The [Seller] delivered the first lot and the [Buyer] paid for it in a due manner. There was no delivery of the second lot.

The shipment of the second lot was to be made at the [Buyer]'s option by 30 April 1992. The [Buyer] exercised his option right by signing Appendix No. 1 to the Contract with the [Seller]. The shipment of the second lot was supposed to take place within the forth quarter of 1992 on the terms set forth in the contract.

Since during the performance of the Contract it became clear that the [Seller] did not fulfill his obligations in connection with delivery of the second lot, the [Buyer] took steps to assist the [Seller] in fulfilling his obligations as the [Buyer]'s customers had been awaiting the goods for a long time. Notwithstanding the fact that the [Buyer] made numerous demands that delivery be made and expressed his bewilderment in connection with the delay in delivery -- see telexes of 5 February 1993, 1 February 1993, 18 February 1993, 15 March 1993 and 17 May 1993, -- the [Seller] neither responded to these letters nor made delivery.

In his letter of 27 May 1993, the [Buyer] informed the [Seller] that, due to the delay of delivery by the [Seller], he had to purchase metallic sodium from other suppliers at significantly higher prices. As a result, he suffered a loss in the amount of US $245,978.00 representing the difference in prices of the sodium purchased by the [Buyer] -- the difference between the price of 400 tons purchased at US $1,280.00 per ton plus the price of 100 tons purchased at US $1,350.00 per ton, that amounted to US $237,000.00, and the price of US $820.00 per ton under the Contract -- as well as US $8,978 of expenses in connection with extending the Letter of Credit due to the [Seller]'s delay in delivery as well as expenses incurred in connection with a business trip to Moscow made by a [Buyer]'s representative to negotiate the dates of delivery with the [Seller]. The [Buyer] requested either the payment of his losses or, alternatively, delivery of the 500 tons of metallic sodium as set forth in Appendix No. 1.

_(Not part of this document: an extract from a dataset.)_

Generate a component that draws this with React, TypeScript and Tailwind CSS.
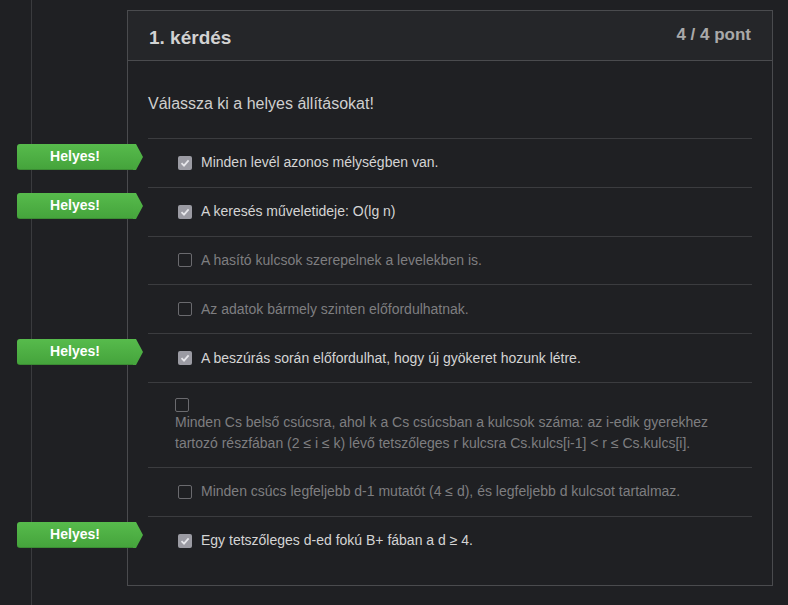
import React from 'react';

type Option = { text: React.ReactNode; checked: boolean; block?: boolean };

const options: Option[] = [
  { text: 'Minden levél azonos mélységben van.', checked: true },
  { text: 'A keresés műveletideje: O(lg n)', checked: true },
  { text: 'A hasító kulcsok szerepelnek a levelekben is.', checked: false },
  { text: 'Az adatok bármely szinten előfordulhatnak.', checked: false },
  { text: 'A beszúrás során előfordulhat, hogy új gyökeret hozunk létre.', checked: true },
  {
    text: 'Minden Cs belső csúcsra, ahol k a Cs csúcsban a kulcsok száma: az i-edik gyerekhez tartozó részfában (2 ≤ i ≤ k) lévő tetszőleges r kulcsra Cs.kulcs[i-1] < r ≤ Cs.kulcs[i].',
    checked: false,
    block: true,
  },
  { text: 'Minden csúcs legfeljebb d-1 mutatót (4 ≤ d), és legfeljebb d kulcsot tartalmaz.', checked: false },
  { text: 'Egy tetszőleges d-ed fokú B+ fában a d ≥ 4.', checked: true },
];

const Checkbox: React.FC<{ checked: boolean }> = ({ checked }) =>
  checked ? (
    <span className="inline-flex w-[14px] h-[14px] shrink-0 items-center justify-center rounded-[2px] bg-[#9b9ba3]">
      <svg width="10" height="10" viewBox="0 0 10 10">
        <path d="M1.5 5.2 L4 7.6 L8.6 2.4" fill="none" stroke="#e6e6ea" strokeWidth="1.8" />
      </svg>
    </span>
  ) : (
    <span className="inline-block w-[14px] h-[14px] shrink-0 rounded-[2px] border border-[#6a6a6e] bg-[#1e1f22]" />
  );

const Badge: React.FC = () => (
  <div className="absolute left-[-131px] top-[5px] flex items-center">
    <div className="h-[26px] w-[116px] rounded-l-[3px] border-b border-[#3b8c33] bg-gradient-to-b from-[#57bb4c] to-[#45a43c] flex items-center justify-center text-white text-[14px] font-bold">
      Helyes!
    </div>
    <svg width="10" height="26" viewBox="0 0 10 26" className="block">
      <defs>
        <linearGradient id="bg" x1="0" y1="0" x2="0" y2="1">
          <stop offset="0" stopColor="#57bb4c" />
          <stop offset="1" stopColor="#45a43c" />
        </linearGradient>
      </defs>
      <path d="M0 0 L3 0 L10 13 L3 26 L0 26 Z" fill="url(#bg)" />
    </svg>
  </div>
);

export default function App() {
  return (
    <div
      className="min-h-[605px] bg-[#1f2023] overflow-hidden"
      style={{ fontFamily: '"Liberation Sans", Arial, sans-serif' }}
    >
      <div className="ml-[31px] min-h-[605px] border-l border-[#3a3b3e] pt-[10px]">
        <div className="ml-[95px] w-[646px] border border-[#4a4b4e]">
          {/* Header */}
          <div className="h-[50px] bg-[#252629] border-b border-[#4a4b4e] px-[21px] flex justify-between">
            <h2 className="pt-[13px] text-[19px] font-bold text-[#d2d2d2]">1. kérdés</h2>
            <span className="pt-[11px] text-[17px] font-bold text-[#a9a9a9]">4 / 4 pont</span>
          </div>

          {/* Body */}
          <div className="px-[20px] pt-[31px] pb-[20px]">
            <p className="text-[16px] text-[#cfcfcf] mb-[22px]">Válassza ki a helyes állításokat!</p>
            <ul>
              {options.map((o, i) => (
                <li
                  key={i}
                  className={`relative border-t border-[#3b3c3f] text-[14px] ${
                    o.checked ? 'text-[#d4d4d4]' : 'text-[#7e7e80]'
                  } ${o.block ? 'pl-[27px] pt-[15px] pb-[13px]' : 'pl-[30px] h-[48.8px] flex items-center'}`}
                >
                  {o.checked && <Badge />}
                  {o.block ? (
                    <>
                      <div className="flex h-[14px]">
                        <Checkbox checked={o.checked} />
                      </div>
                      <div className="leading-[21px] pr-[20px]">{o.text}</div>
                    </>
                  ) : (
                    <>
                      <Checkbox checked={o.checked} />
                      <span className="ml-[9px]">{o.text}</span>
                    </>
                  )}
                </li>
              ))}
            </ul>
          </div>
        </div>
      </div>
    </div>
  );
}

In his reply to the claim of 5 January 1995, the [Seller] explained that his failure to fulfill his obligations in connection with delivery of the rest of the goods was due to impediments beyond his control, i.e., his supplier's emergency stopping of any metallic sodium production.

On the merits of the claim, the [Seller] stated that the [Buyer] failed to present evidence of the amount of the losses suffered and failed to meet the two-months period within which the claim should have been brought in accordance with the Standard Terms of Sale under the Contract. Missing this two-months period of time deprives the party of his right to begin an arbitration proceeding.

The [Seller] also argued that it was impossible to make delivery due to circumstances beyond his control, i.e., cancellation of his export license.

In addition to the contentions in connection with the claim of 5 January 1995, in his letter of 3 February 1995 the [Seller] stated that, in his opinion, Appendix No. 1 to the Contract signed by the parties on the same day with the Contract, under which he was required to deliver additional 500 tons of metallic sodium, was not a contract; it represented only a verification of a new price for the second lot and the terms of delivery.

When explaining his position in connection with the [Seller]'s arguments, the [Buyer] pointed out:

   -   As stated in Chapter 3 of [Buyer]'s claim, the [Seller] was to make shipments in the fourth quarter of 1992. The first claim was sent by the [Buyer] on 1 February 1993. However, the [Seller] failed to respond to it. The following claims were sent on 5 February 1993 and 18 February 1993. All those claims were sent within the two-months period. These and the following claims demonstrate that the [Buyer] demanded that the promised delivery be made and reserved a right to claim losses, if such delivery was not made. The fact that the [Seller] understood the claims is evidenced by his own reply in which he pointed out that "from January 1993 to August 1993 the [Buyer] insisted that the delivery of 500 tons of metallic sodium be made."
- Even if the [Buyer] failed to file a claim within the first two months after the [Seller]'s breach, the language of the Contract demonstrates that the two-months limitation set forth in clause 6 of the Standard Terms was supposed to apply only to claims regarding the quality of goods and not in connection with one's failure to deliver. In this connection, clause 5 of the Standard Terms sets forth the procedure of filing claims regarding the quality of goods delivered under the Contract. Clause 6 only adds that claims should be filed "within two months from the date of delivery."
- The reason for the two-months limitation was to guarantee to the Seller that the goods, which he delivered, were accepted, if the Buyer did not file a claim within two months.
- If the Seller breached the Contract by failing to deliver the goods, then there was no "date of delivery." In such case it would be reasonable to expect that the Buyer substitute the goods not received with the equivalent goods purchased from other suppliers.
- The letters containing inquiries as well as the letters containing the preliminary claims were mailed without any delay. However, the letter containing the final claim and a threat to arbitrate, was sent only after the Buyer realized that the Seller did not wish to make up for his breach as well after the Buyer made a computation of his losses based on the price that he had to pay to purchase goods in substitute of the goods not delivered by the breaching Seller. It was unreasonable to expect that this all would take place within two months.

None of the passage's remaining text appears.